At the end of Hargrove’s solo, the 46-year-old Thomas picks up his trumpet and plays a solo of his own. It has assurance, continuity, easy swing, a burnished tone, and originality of ideas. Its harmonic sophistication shows a deep understanding of chords. The contrast in the two solos is between potential and achievement, and it illuminates the facts of life in a category of music dominated by the marketing of the youth movement. Hargrove, who unseated Wynton Marsalis to take first place in the trumpet division of the 1995 Down Beat readers poll and has won the Jazz Times readers poll for the past four years, is in demand around the world. As a bandleader, he has recorded nine CDs for two major labels, more albums than many name jazz musicians with forty-year careers, and he is a guest star on dozens of recordings, including the latest by Dave Brubeck. Thomas’ four albums are on obscure labels with little distribution. Most of his playing is in Seattle, and he doesn’t get as much jazz work as he wants.
At age twenty, Louis Armstrong was still a sideman on Mississippi riverboats. When Harry James was twenty, he was perfecting his virtuosity in Ben Pollack’s band. At twenty, Dizzy Gillespie moved from Philadelphia to New York and landed a job with Teddy Hill. The year before Miles Davis reached adulthood, he was enrolled at Juilliard but did his real learning under Charlie Parker, Benny Carter, and Billy Eckstine. Twenty-year-old Chet Baker was between stretches in Army bands. Marsalis at twenty was into his second year with Art Blakey. For each of them, stardom as a jazz trumpeter came only after apprenticeship, struggle, and seasoning. But since Marsalis zoomed to success in the early eighties, establishing youth and attractiveness as commodities that quickly crowded out depth and experience in the jazz marketplace, times and possibilities have changed for talented young musicians. Envious of Columbia Records’ success with him and desperate for their own Wyntons, record companies began signing players who in previous decades could only have dreamed of recording contracts as they bounced through their early careers at the back of the band bus.
Roy Hargrove never took the bus: He jumped directly onto the jazz rocket train engineered by Marsalis.

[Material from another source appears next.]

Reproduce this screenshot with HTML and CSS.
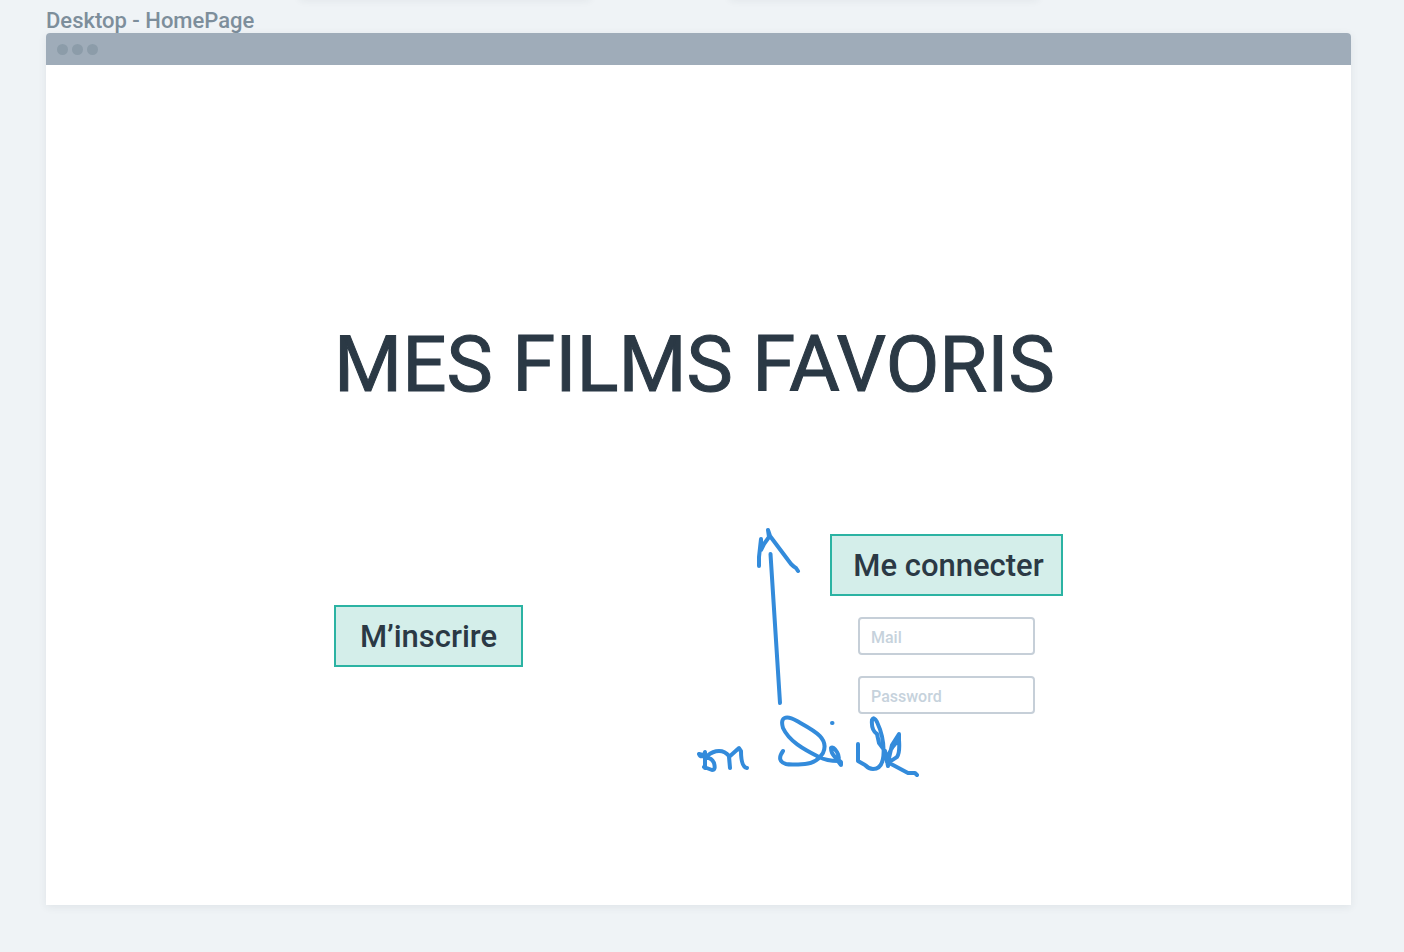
FILE: index.html
```html
<!DOCTYPE html>
<html lang="fr">
<head>
<meta charset="utf-8">
<title>Desktop - HomePage</title>
<link rel="stylesheet" href="styles.css">
</head>
<body>
<div class="shade shade-left"></div>
<div class="shade shade-right"></div>
<main class="board">
  <p class="board-label">Desktop - HomePage</p>
  <section class="window">
    <header class="window-bar">
      <span class="dot"></span><span class="dot"></span><span class="dot"></span>
    </header>
    <div class="page">
      <h1 class="title">MES FILMS FAVORIS</h1>
      <div class="actions">
        <button class="action signup" type="button">M’inscrire</button>
        <form class="login">
          <button class="action connect" type="button">Me connecter</button>
          <input class="field" type="email" placeholder="Mail" aria-label="Mail">
          <input class="field" type="password" placeholder="Password" aria-label="Password">
        </form>
        <svg class="sketch" viewBox="690 520 240 265" role="img" aria-label="on click">
          <path d="M780 703L777 656L770.500 554"/>
          <path d="M759 566V557L760 548L761 539V550L764 544L769 537L768 530L770 536L791 564Q794 567 796 568L798 571"/>
          <path d="M699 754Q700 757 704 756L705 752V768M699 754L707 756Q713 751 719 751Q725 751 729 756L730 768L729 757L739 748L741 751Q741 767 747 768M705 758Q711 757 714 763Q716 770 712 770L704 767"/>
          <path d="M783 751Q776 761 786 764Q790 765 805 764Q817 763 823 753C830 738 813 730 797 721C785 714 780 718 783 728C789 741 803 749 819 757Q827 761 838 761Q840 757 837 752Q833 746 831 748Q831 753 835 757L841 762V765L838 761"/>
          <path d="M832 723L832.500 723"/>
          <path d="M858 744V761L865 765Q869 769 873 769C888 769 885 739 877 722Q874 716 872 720Q871 730 877 734L879 743L885 751L888 766L889 754Q892 746 899 740V734L892 745L889 758M899 740Q900 753 897 757Q892 761 887 762L893 765L908 773L915 773L917 775"/>
        </svg>
      </div>
    </div>
  </section>
</main>
</body>
</html>
```
FILE: styles.css
```css
* {
  box-sizing: border-box;
}

body {
  margin: 0;
  min-height: 100vh;
  background: #eff3f6;
  color: #2b3945;
  font-family: Roboto, "Liberation Sans", sans-serif;
  overflow-x: hidden;
}

.board {
  display: flex;
  flex-direction: column;
  min-height: 100vh;
  padding: 8px 53px 47px 46px;
}

.board-label {
  margin: 0;
  height: 25px;
  color: #7d8e9b;
  font-size: 22px;
  font-weight: 500;
  line-height: 25px;
}

.window {
  display: flex;
  flex: 1;
  flex-direction: column;
  border-radius: 4px 4px 0 0;
  background: #fff;
  box-shadow: 0 2px 8px rgba(43, 57, 69, 0.08);
}

.window-bar {
  display: flex;
  align-items: center;
  gap: 4px;
  height: 32px;
  padding: 0 11px;
  border-radius: 4px 4px 0 0;
  background: #9facb9;
}

.dot {
  width: 11px;
  height: 11px;
  border-radius: 50%;
  background: #8c9ca9;
}

.page {
  display: flex;
  flex-direction: column;
  align-items: center;
  padding: 252px 24px 120px;
}

.title {
  margin: 0;
  padding-right: 8px;
  font-size: 78px;
  font-weight: 400;
  line-height: 96px;
  white-space: nowrap;
  -webkit-text-stroke: 1px currentColor;
}

.actions {
  position: relative;
  display: flex;
  align-items: flex-start;
  justify-content: space-between;
  width: 100%;
  max-width: 729px;
  margin-top: 121px;
}

.action {
  height: 62px;
  padding: 2px 0 0;
  border: 2px solid #2bb3a3;
  background: #d4eeea;
  color: #2b3945;
  font-family: inherit;
  font-size: 31px;
  font-weight: 500;
  line-height: 40px;
}

.signup {
  width: 189px;
  margin-top: 71px;
}

.connect {
  width: 233px;
  padding-left: 4px;
}

.login {
  display: flex;
  flex-direction: column;
  align-items: center;
  gap: 21px;
}

.field {
  width: 177px;
  height: 38px;
  padding: 2px 11px 0;
  border: 2px solid #c6cfd8;
  border-radius: 4px;
  background: #fff;
  color: #2b3945;
  font-family: inherit;
  font-size: 16px;
  font-weight: 500;
}

.field::placeholder {
  color: #c6d2dc;
  opacity: 1;
}

.sketch {
  position: absolute;
  top: -14px;
  left: 356px;
  width: 240px;
  height: 265px;
  fill: none;
  stroke: #338bdb;
  stroke-width: 4;
  stroke-linecap: round;
  stroke-linejoin: round;
  pointer-events: none;
}

.shade {
  position: absolute;
  top: -10px;
  height: 8px;
  box-shadow: 0 2px 8px rgba(43, 57, 69, 0.08);
}

.shade-left {
  left: 300px;
  width: 290px;
}

.shade-right {
  left: 730px;
  width: 308px;
}
```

At age twenty, two years out of Dallas’ arts magnet school, Booker T. Washington High School for the Visual and Performing Arts, he was signed by Novus Records. Ever since, he has been in the top tier of a new generation of jazz players—referred to in the press as the Young Lions—that includes saxophonist Joshua Redman, trumpeters Nicholas Payton and Ryan Kisor, pianists Brad Mehldau and Jacky Terrasson, drummers Brian Blade and Gregory Hutchinson, and bassist Christian McBride. While they are all talented, gifted in technique but still absorbing the jazz vocabulary, Hargrove in particular has demonstrated a competitive drive and a love of playing reminiscent of Hubbard or the late Roy Eldridge. Slight and cocky, with the alertness and coordination of a superflyweight boxer, he has shown major strengths as an improviser: an ability to transmit emotion, a fierce sense of swing, and an ear finely tuned to harmonic possibilities. His maturation as an artist may be blocked only by his early fame, which kept him from traveling the hard road that seasons sidemen, or by his tendency to lead his band through self-indulgent posturing that can shut out listeners.
Hargrove was born in Waco on October 16, 1969. His father, Roy Allan Hargrove, was an Air Force noncommissioned officer whose career forced him and his wife, Jacquelyn, to move often around the United States and Europe; so young Roy lived with relatives in Waco, Mart, and Groesbeck for most of the first eight years of his life. At the end of the senior Hargrove’s service, the reunited family moved to Oak Cliff. Roy’s father took a job as a sheet metal assembler for Texas Instruments, where he was employed until he died last July. His mother worked as a clerk and still does, at a dialysis center.
Encouraged by his dad, when he was nine Hargrove took up the cornet at William B. Miller Elementary School. The next year, as a fourth grader, he volunteered to play a solo intended for an older trumpeter who had taken ill. He amazed his music teacher and band director, Dean Hill, by executing it without a flaw. “He kept stepping out there,” Hill told the Dallas Morning News. “He was always one to keep digging and reaching for all he could. We knew we had something special.” “Special” is also how Hargrove describes Hill. “I came from a very special kind of atmosphere,” he told me recently over dinner in Los Angeles, “because Mr. Hill, a very special person, could teach the kids how to improvise. That’s how I learned—based on the blues.”